Era stata un’inchiesta condotta nel 2014 dalla Guardia di Finanza di Mondovì, all’epoca sotto il comando del tenente Arrigo Galvan, a sfociare nel rinvio a giudizio dell’amministratore delegato della Rhibo Maxicar, ingegner S.B., per una serie di reati fiscali nonché per estorsione e vendita di prodotti industriali contraffatti. Di quest’ultima imputazione è stato chiamato a rispondere anche F.G., presidente della storica azienda di ricambi lamierati fondata a Ceva nel 1936.

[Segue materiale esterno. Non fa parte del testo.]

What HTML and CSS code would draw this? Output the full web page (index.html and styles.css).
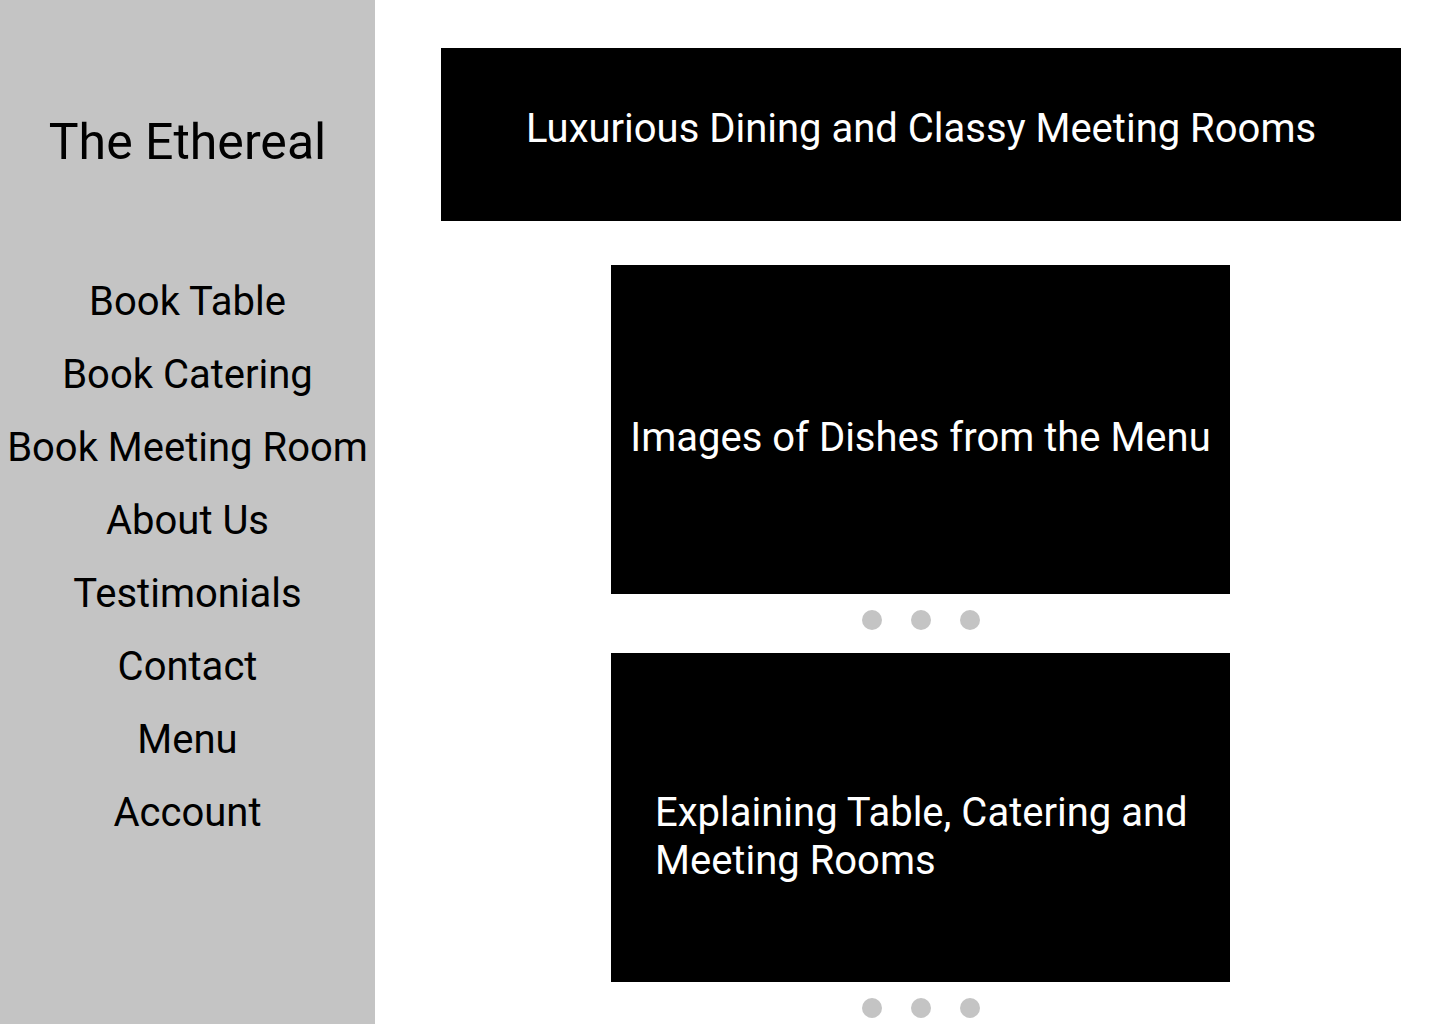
FILE: index.html
```html
<!DOCTYPE html>
<html>
<head>
	<link rel="stylesheet" href="styles.css">
</head>
<body>
	<aside class="sidebar">
		<h1 class="brand">The Ethereal</h1>
		<nav class="nav">
			<a href="#">Book Table</a>
			<a href="#">Book Catering</a>
			<a href="#">Book Meeting Room</a>
			<a href="#">About Us</a>
			<a href="#">Testimonials</a>
			<a href="#">Contact</a>
			<a href="#">Menu</a>
			<a href="#">Account</a>
		</nav>
	</aside>

	<main class="content">
		<div class="banner">Luxurious Dining and Classy Meeting Rooms</div>

		<section class="slider">
			<div class="slide slide-center">Images of Dishes from the Menu</div>
			<div class="dots">
				<span class="dot"></span>
				<span class="dot"></span>
				<span class="dot"></span>
			</div>
		</section>

		<section class="slider">
			<div class="slide slide-left">Explaining Table, Catering and Meeting Rooms</div>
			<div class="dots">
				<span class="dot"></span>
				<span class="dot"></span>
				<span class="dot"></span>
			</div>
		</section>
	</main>
</body>
</html>
```

FILE: styles.css
```css
body {
  margin: 0;
  font-family: Roboto, "Liberation Sans", sans-serif;
  background-color: #ffffff;
  color: #000000;
  display: flex;
  height: 1024px;
  overflow: hidden;
}

.sidebar {
  width: 375px;
  flex: 0 0 375px;
  background-color: #c4c4c4;
  text-align: center;
}

.brand {
  font-size: 50px;
  font-weight: 400;
  margin: 112px 0 0;
  line-height: 60px;
}

.nav {
  display: flex;
  flex-direction: column;
  margin-top: 106px;
  gap: 26px;
}

.nav a {
  color: #000000;
  text-decoration: none;
  font-size: 40px;
  line-height: 47px;
}

.content {
  flex: 1;
  padding: 48px 39px 0 66px;
}

.banner {
  background-color: #000000;
  color: #ffffff;
  height: 173px;
  font-size: 40px;
  display: flex;
  align-items: center;
  justify-content: center;
  padding-bottom: 12px;
  box-sizing: border-box;
}

.slider {
  width: 619px;
  margin: 44px 0 0 170px;
}

.slider + .slider {
  margin-top: 23px;
}

.slide {
  background-color: #000000;
  color: #ffffff;
  height: 329px;
  font-size: 40px;
  line-height: 48px;
  display: flex;
  align-items: center;
  box-sizing: border-box;
}

.slide-center {
  justify-content: center;
  padding-top: 16px;
}

.slide-left {
  padding: 38px 30px 0 44px;
}

.dots {
  display: flex;
  justify-content: center;
  gap: 29px;
  margin-top: 16px;
}

.dot {
  width: 20px;
  height: 20px;
  border-radius: 50%;
  background-color: #c4c4c4;
}
```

La Procura di Cuneo, che ha ereditato il fascicolo dopo l’accorpamento del tribunale di Mondovì, contesta a S.B. condotte finalizzate all’evasione fiscale a partire dall’anno 2009. In particolare, secondo la tesi accusatoria l’amministratore delegato di Rhibo avrebbe colpevolmente omesso di presentare la denuncia dei redditi perché residente in Repubblica Ceca, benché l’Italia fosse la sede principale dei suoi affari. Un’ulteriore imputazione riguarda l’accusa di aver fatturato alla ditta individuale di una conoscente prestazioni di cui in realtà godeva la sua azienda, al fine di evitare il pagamento dell’Iva. Cade invece l’ipotesi di estorsione, per la quale lo stesso pubblico ministero ha chiesto l’assoluzione.
Quanto alla presunta falsificazione della merce, gli inquirenti avevano ritenuto che il fatto che i ricambi prodotti a Taiwan e commercializzati dalla Rhibo venissero reimballati dopo lo scarico a Genova costituisse un illecito. Il procuratore Alessandro Borgotallo ha sostenuto a questo proposito: “Va garantita l’esigenza dell’acquirente finale di avere piena contezza di ciò che compra. Non è possibile farlo se concediamo al rivenditore di modificare i prodotti a seconda della convenienza commerciale: è evidente che un bene con il marchio ‘made in Taiwan’ abbia un’appetibilità diversa rispetto al ‘made in Italy’”.
A carico dell’amministratore delegato dell’impresa cebana S.B. la pubblica accusa ha chiesto la condanna a complessivi quattro anni di carcere. Otto mesi invece per il presidente F.B., imputato per la sola contraffazione. Il difensore di quest’ultimo, avvocato Maurizio Anglesio, ha osservato a questo riguardo come “in nessun caso sono stati obliterati o coperti i marchi del produttore estero”, ricordando inoltre che “secondo la Cassazione, quando il marchio corrisponde alla ditta che si assume la responsabilità della qualità della merce, è irrilevante che essa sia solo un rivenditore italiano di merce estera”. La Rhibo, ha sottolineato ancora il legale, commercializza soltanto ricambi non originali e la provenienza italiana o estera degli stessi “ha minore impatto come valore aggiunto rispetto al ricambio originale”: “Il cliente non è il privato che acquista la merce dallo scaffale, sono tutti ricambisti che scelgono dal catalogo e spesso a loro volta rivendono ad altri. C’è una ben diversa conoscenza delle caratteristiche del prodotto”.
Stesse conclusioni sono state rassegnate dai difensori di S.B., Tommaso Servetto e Piero Jemina. In riferimento agli illeciti fiscali, i legali dell’amministratore delegato di Rhibo hanno derubricato le accuse a “frutto della fantasia giuridica della Procura”: le operazioni di cui si contesta l’inesistenza sarebbero invece documentate dalle stesse indagini delle fiamme gialle. Inoltre, “S.B. non è ‘evasore totale’ come ha sostenuto la Guardia di Finanza: è residente in pianta stabile da tredici anni in Repubblica Ceca e qui presenta la sua denuncia dei redditi”.
Il processo è stato rinviato al 24 marzo per la sentenza.